Oui, mais le rejet du libéralisme, sur lequel elle a tenté de s'unir et d'entraîner une partie du PS, est un mot d'ordre très confus. Je préférerais qu'on parle d'anticapitalisme. Le libéralisme n'est pas à rejeter en bloc, qu'il s'agisse des libertés individuelles ou même de la concurrence économique, laquelle provoque chez les militants d'extrême gauche une phobie plus religieuse que politique. Cet antilibéralisme abstrait, qui en dit trop d'un côté, n'en dit pas assez sur les nouvelles formes du capitalisme : économie de la sous-traitance, développement du biocapital, perspectives d'exploitation du risque écologique planétaire, nouveaux blocs de rang mondial. Il ne permet ni d'isoler les adversaires principaux ni de tracer la démarcation nécessaire avec protectionnisme et étatisme.
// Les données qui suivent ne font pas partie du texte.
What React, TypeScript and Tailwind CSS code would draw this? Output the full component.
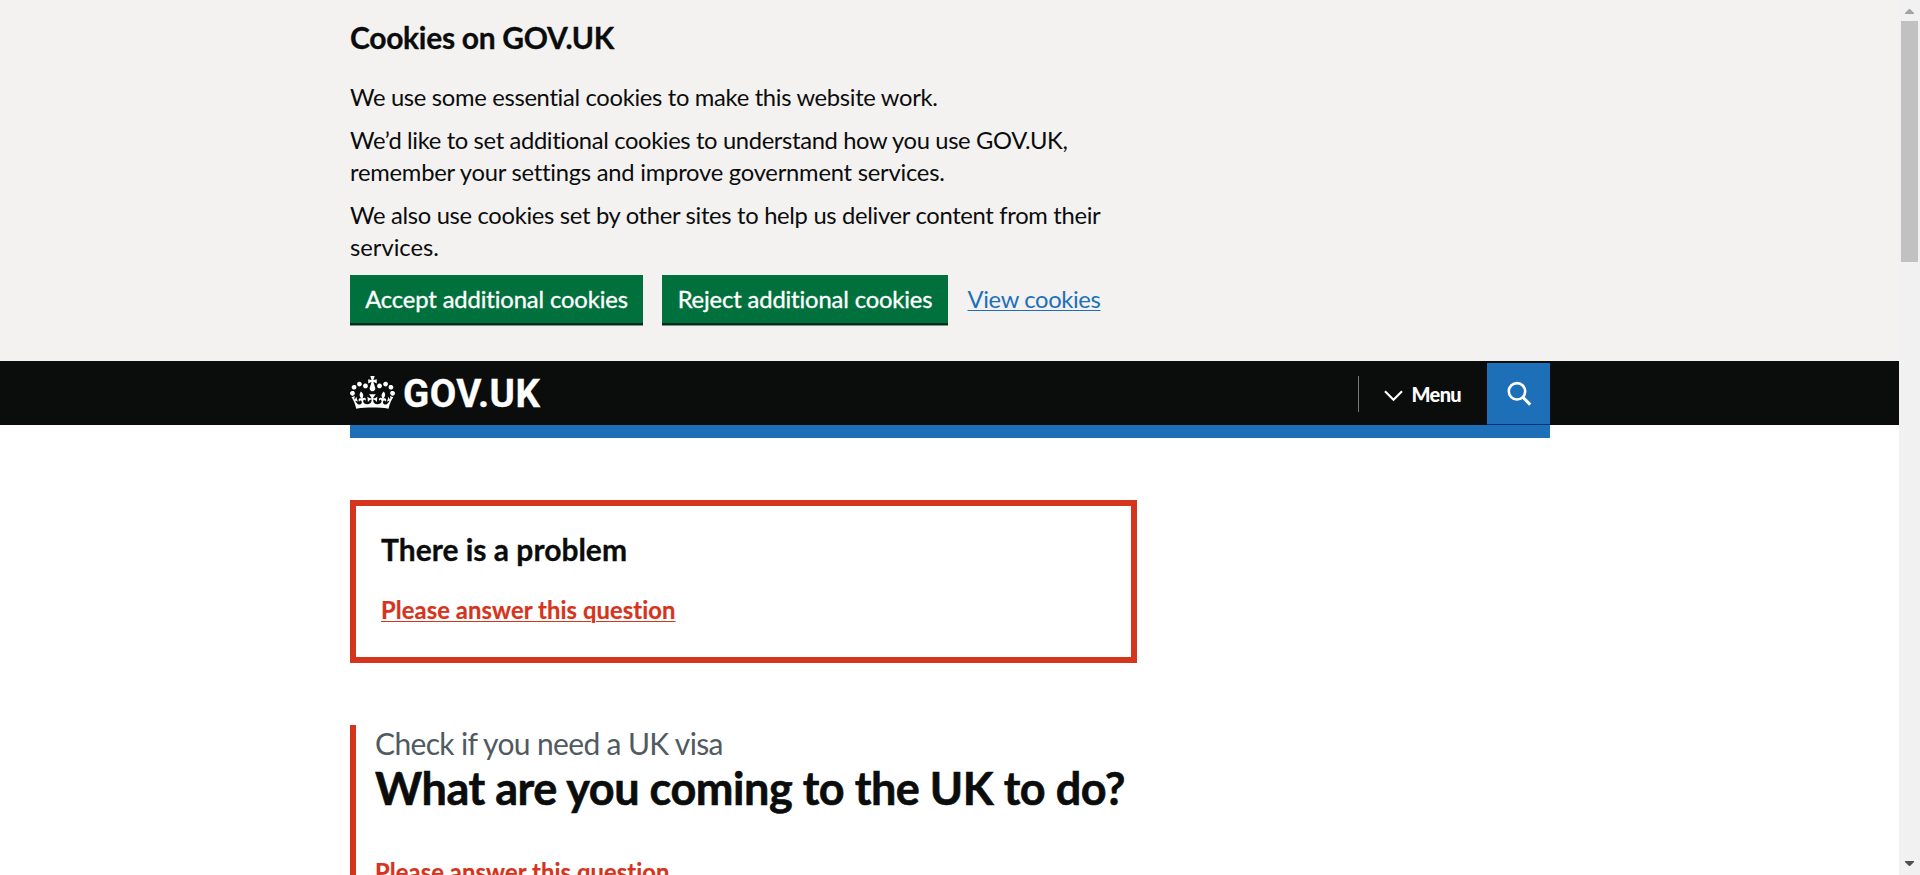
import type { ReactNode } from "react";

const CROWN =
  "M25 30.2c3.5 1.5 7.7-.2 9.1-3.7 1.5-3.6-.2-7.8-3.9-9.2-3.6-1.4-7.6.3-9.1 3.9-1.4 3.5.3 7.5 3.9 9zM9 39.5c3.6 1.5 7.8-.2 9.2-3.7 1.5-3.6-.2-7.8-3.9-9.1-3.6-1.5-7.6.2-9.1 3.8-1.4 3.5.3 7.5 3.8 9zM4.4 57.2c3.5 1.5 7.7-.2 9.1-3.8 1.5-3.6-.2-7.7-3.9-9.1-3.5-1.5-7.6.3-9.1 3.8-1.4 3.5.3 7.6 3.9 9.1zm38.3-21.4c3.5 1.5 7.7-.2 9.1-3.8 1.5-3.6-.2-7.7-3.9-9.1-3.6-1.5-7.6.3-9.1 3.8-1.3 3.6.4 7.7 3.9 9.1zm64.4-5.6c-3.6 1.5-7.8-.2-9.1-3.7-1.5-3.6.2-7.8 3.8-9.2 3.6-1.4 7.7.3 9.2 3.9 1.3 3.5-.4 7.5-3.9 9zm15.9 9.3c-3.6 1.5-7.7-.2-9.1-3.7-1.5-3.6.2-7.8 3.7-9.1 3.6-1.5 7.7.2 9.2 3.8 1.5 3.5-.3 7.5-3.8 9zm4.7 17.7c-3.6 1.5-7.8-.2-9.2-3.8-1.5-3.6.2-7.7 3.9-9.1 3.6-1.5 7.7.3 9.2 3.8 1.3 3.5-.4 7.6-3.9 9.1zM89.3 35.8c-3.6 1.5-7.8-.2-9.2-3.8-1.4-3.6.2-7.7 3.9-9.1 3.6-1.5 7.7.3 9.2 3.8 1.4 3.6-.3 7.7-3.9 9.1zM69.7 17.7l8.9 4.7V9.3l-8.9 2.8c-.2-.3-.5-.6-.9-.9L72.4 0H59.6l3.5 11.2c-.3.3-.6.5-.9.9l-8.8-2.8v13.1l8.8-4.7c.3.3.6.7.9.9l-5 15.4v.1c-.2.8-.4 1.6-.4 2.4 0 4.1 3.1 7.5 7 8.1h.2c.3 0 .7.1 1 .1.4 0 .7 0 1-.1h.2c4-.6 7.1-4.1 7.1-8.1 0-.8-.1-1.7-.4-2.4V34l-5.1-15.4c.4-.2.7-.6 1-.9zM66 92.8c16.9 0 32.8 1.1 47.1 3.2 4-16.9 8.9-26.7 14-33.5l-9.6-3.4c1 4.9 1.1 7.2 0 10.2-1.5-1.4-3-4.3-4.2-8.7L108.6 76c2.8-2 5-3.2 7.5-3.3-4.4 9.4-10 11.9-13.6 11.2-4.3-.8-6.3-4.6-5.6-7.9 1-4.7 5.7-5.9 8-.5 4.3-8.7-3-11.4-7.6-8.8 7.1-7.2 7.9-13.5 2.1-21.1-8 6.1-8.1 12.3-4.5 20.8-4.7-5.4-12.1-2.5-9.5 6.2 3.4-5.2 7.9-2 7.2 3.1-.6 4.3-6.4 7.8-13.5 7.2-10.3-.9-10.9-8-11.2-13.8 2.5-.5 7.1 1.8 11 7.3L80.2 60c-4.1 4.4-8 5.3-12.3 5.4 1.4-4.4 8-11.6 8-11.6H55.5s6.4 7.2 7.9 11.6c-4.2-.1-8-1-12.3-5.4l1.4 16.4c3.9-5.5 8.5-7.7 10.9-7.3-.3 5.8-.9 12.8-11.1 13.8-7.2.6-12.9-2.9-13.5-7.2-.7-5 3.8-8.3 7.1-3.1 2.7-8.7-4.6-11.6-9.4-6.2 3.7-8.5 3.6-14.7-4.6-20.8-5.8 7.6-5 13.9 2.2 21.1-4.7-2.6-11.9.1-7.7 8.8 2.3-5.5 7.1-4.2 8.1.5.7 3.3-1.3 7.1-5.7 7.9-3.5.7-9-1.8-13.5-11.2 2.5.1 4.7 1.3 7.5 3.3l-4.7-15.4c-1.2 4.4-2.7 7.2-4.3 8.7-1.1-3-.9-5.3 0-10.2l-9.5 3.4c5 6.9 9.9 16.7 14 33.5 14.8-2.1 30.8-3.2 47.7-3.2z";

function GreenButton({ className, children }: { className: string; children: ReactNode }) {
  return (
    <button
      type="button"
      className={`flex h-12 shrink-0 justify-center bg-[#00703c] pt-[9px] text-white shadow-[0_2px_0_#002d18,0_3px_0_#7a948a] [-webkit-text-stroke:0.35px_white] ${className}`}
    >
      {children}
    </button>
  );
}

function CookieBanner() {
  return (
    <section className="flex h-[361px] flex-col bg-[#f3f2f1] pt-[18px] pl-[350px]">
      <h2 className="mb-[25.5px] text-[30px] leading-[38px] font-bold tracking-[-0.3px] [-webkit-text-stroke:0.3px_#0b0c0c]">
        Cookies on GOV.UK
      </h2>
      <div className="flex flex-col gap-[12.5px] text-[23.75px] leading-[31.25px] whitespace-nowrap">
        <p className="tracking-[-0.31px]">We use some essential cookies to make this website work.</p>
        <p>
          <span className="tracking-[-0.355px]">We’d like to set additional cookies to understand how you use GOV.UK,</span>
          <br />
          <span className="tracking-[-0.23px]">remember your settings and improve government services.</span>
        </p>
        <p>
          <span className="tracking-[-0.31px]">We also use cookies set by other sites to help us deliver content from their</span>
          <br />
          <span className="tracking-[-0.02px]">services.</span>
        </p>
        <div className="-mt-[0.25px] flex">
          <GreenButton className="w-[293px] tracking-[-0.11px]">Accept additional cookies</GreenButton>
          <GreenButton className="ml-[19px] w-[286px] tracking-[-0.13px]">Reject additional cookies</GreenButton>
          <a
            href="#"
            className="ml-[19.5px] pt-[9px] tracking-[-0.34px] text-[#1d70b8] underline decoration-1 underline-offset-[2px]"
          >
            View cookies
          </a>
        </div>
      </div>
    </section>
  );
}

function SiteHeader() {
  return (
    <header className="h-[77px]">
      <div className="flex h-16 bg-[#0b0c0c] pl-[350px] text-white">
        <div className="flex w-[1200px]">
          <a href="#" className="flex pt-[15px]">
            <svg viewBox="0 0 132 97" className="h-[33px] w-[45px]" fill="#fff">
              <path d={CROWN} />
            </svg>
            <span className="ml-[8px] pt-px font-[Roboto] text-[38.5px] leading-[34px] font-bold tracking-[0.5px] [-webkit-text-stroke:0.3px_white]">
              GOV.UK
            </span>
          </a>
          <div className="mt-[15px] ml-auto h-9 w-px bg-[#75797c]" />
          <button type="button" className="flex pt-[21px] pl-[25px]">
            <svg viewBox="0 0 19 12" className="mt-[8px] h-3 w-[19px]" fill="none" stroke="#fff" strokeWidth="2.1">
              <path d="M1 1.2 9.5 9.8 18 1.2" />
            </svg>
            <span className="ml-[8.5px] w-[75.5px] text-left text-[20px] leading-6 font-black tracking-[-0.65px]">Menu</span>
          </button>
          <button type="button" className="mt-[2px] flex h-[62px] w-[63px] border-b border-[#003078] bg-[#1d70b8]">
            <svg viewBox="0 0 27 27" className="mt-[17px] ml-[19px] size-[27px]" fill="none" stroke="#fff" strokeWidth="2.6">
              <circle cx="11" cy="11.3" r="8.2" />
              <path d="m16.8 17.2 7.4 7.4" strokeWidth="3" />
            </svg>
          </button>
        </div>
      </div>
      <div className="ml-[350px] h-[13px] w-[1200px] bg-[#1d70b8]" />
    </header>
  );
}

function Scrollbar() {
  return (
    <div className="flex h-full w-[21px] flex-col items-center justify-between bg-[#f1f1f1]">
      <div className="flex flex-col items-center">
        <svg viewBox="0 0 9 5" className="mt-[9px] h-[5px] w-[9px]" fill="#a3a3a3">
          <path d="M0 5V4L4 0h1l4 4v1z" />
        </svg>
        <div className="mt-[7px] h-[241px] w-[17px] bg-[#c1c1c1]" />
      </div>
      <svg viewBox="0 0 9 5" className="mb-[9px] h-[5px] w-[9px]" fill="#505050">
        <path d="M0 0v1l4 4h1l4-4V0z" />
      </svg>
    </div>
  );
}

export default function App() {
  return (
    <div className="flex h-[875px] w-[1920px] overflow-hidden bg-white font-[Lato,sans-serif] text-[#0b0c0c]">
      <div className="h-full w-[1899px] overflow-hidden">
        <CookieBanner />
        <SiteHeader />
        <main className="pl-[350px]">
          <div className="mt-[62px] h-[163px] w-[787px] border-[6px] border-[#d4351c] pt-[24px] pl-[25px]">
            <h2 className="text-[30px] leading-[38px] font-bold [-webkit-text-stroke:0.3px_#0b0c0c]">There is a problem</h2>
            <a
              href="#"
              className="mt-[26.5px] block text-[23.75px] leading-[31px] font-bold tracking-[0.09px] text-[#d4351c] underline decoration-1 underline-offset-[2px] [-webkit-text-stroke:0.2px_#d4351c]"
            >
              Please answer this question
            </a>
          </div>
          <div className="mt-[62px] border-l-[6px] border-[#d4351c] pl-[19px]">
            <p className="pt-px text-[30px] leading-[35px] tracking-[-0.65px] text-[#505a5f]">Check if you need a UK visa</p>
            <h1 className="text-[45px] leading-[54px] font-bold tracking-[-0.46px] [-webkit-text-stroke:0.6px_#0b0c0c]">
              What are you coming to the UK to do?
            </h1>
            <p className="mt-[42px] text-[23.75px] leading-[31px] font-bold tracking-[0.09px] text-[#d4351c] [-webkit-text-stroke:0.2px_#d4351c]">
              Please answer this question
            </p>
          </div>
        </main>
      </div>
      <Scrollbar />
    </div>
  );
}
Ne mélange-t-on pas capitalisme, mondialisation et Europe libérale ?
Si. Personne ne pense sérieusement que l'Etat français dispose par lui-même de la possibilité d'inverser le cours de la mondialisation. Le discours souverainiste est mystificateur. Mais il ne faut pas non plus se résigner au nouveau cycle qui est en train de détruire les droits mis en place par un siècle de réformes et de luttes de classes. Comme le dit Robert Castel, nous assistons à l'émergence, à la place du salariat classique, d'une nouvelle condition sociale : le précariat. La majorité des emplois créés sont instables, ce qui entraîne des conséquences psychologiques et sociales gravissimes, en particulier pour les jeunes même s'il faut trouver un nouveau régime pour la mobilité professionnelle. Sur ce point et sur d'autres l'exception culturelle, la rénovation des services publics, l'éducation civique , nos résistances et nos projets dépendent entièrement de l'inscription dans une dimension au moins européenne. Ayant voté «non» au référendum constitutionnel de 2005 précisément pour ces raisons, je dois bien constater que le débat est retombé. Mais je milite pour que la gauche aille dans le sens d'un fédéralisme européen, à condition que ses institutions soient démocratisées et décentralisées, ouvertes aux actions de masse en faveur d'un nouveau pacte social.
A contrario, l'identité nationale est-elle un faux problème ?
Pas du tout ! C'est un sujet à propos duquel le clivage gauche-droite doit être fortement mis en évidence. Malgré ses formes destructrices, la révolte des jeunes de banlieue contre les discriminations montre qu'il existe des ressources potentielles pour la nation républicaine, mais aussi, par contrecoup, qu'une partie des classes populaires en butte à l'insécurité est attirée par des positions populistes, voire racistes. On ne résistera pas à cette dérive avec un discours universaliste abstrait, prônant une sorte de citoyenneté nomade. Je n'ai rien à objecter au fait que Ségolène Royal revendique certains symboles patriotiques, dès lors qu'elle se prononce en même temps pour la régularisation d'une immigration de résidence autour de la scolarisation des enfants. Cela traduit une conception ouverte de la nation, à partir de laquelle toute la gauche, avec ses différentes sensibilités, peut s'atteler à une synthèse de l'identité française et de l'ouverture au monde du XXIe siècle.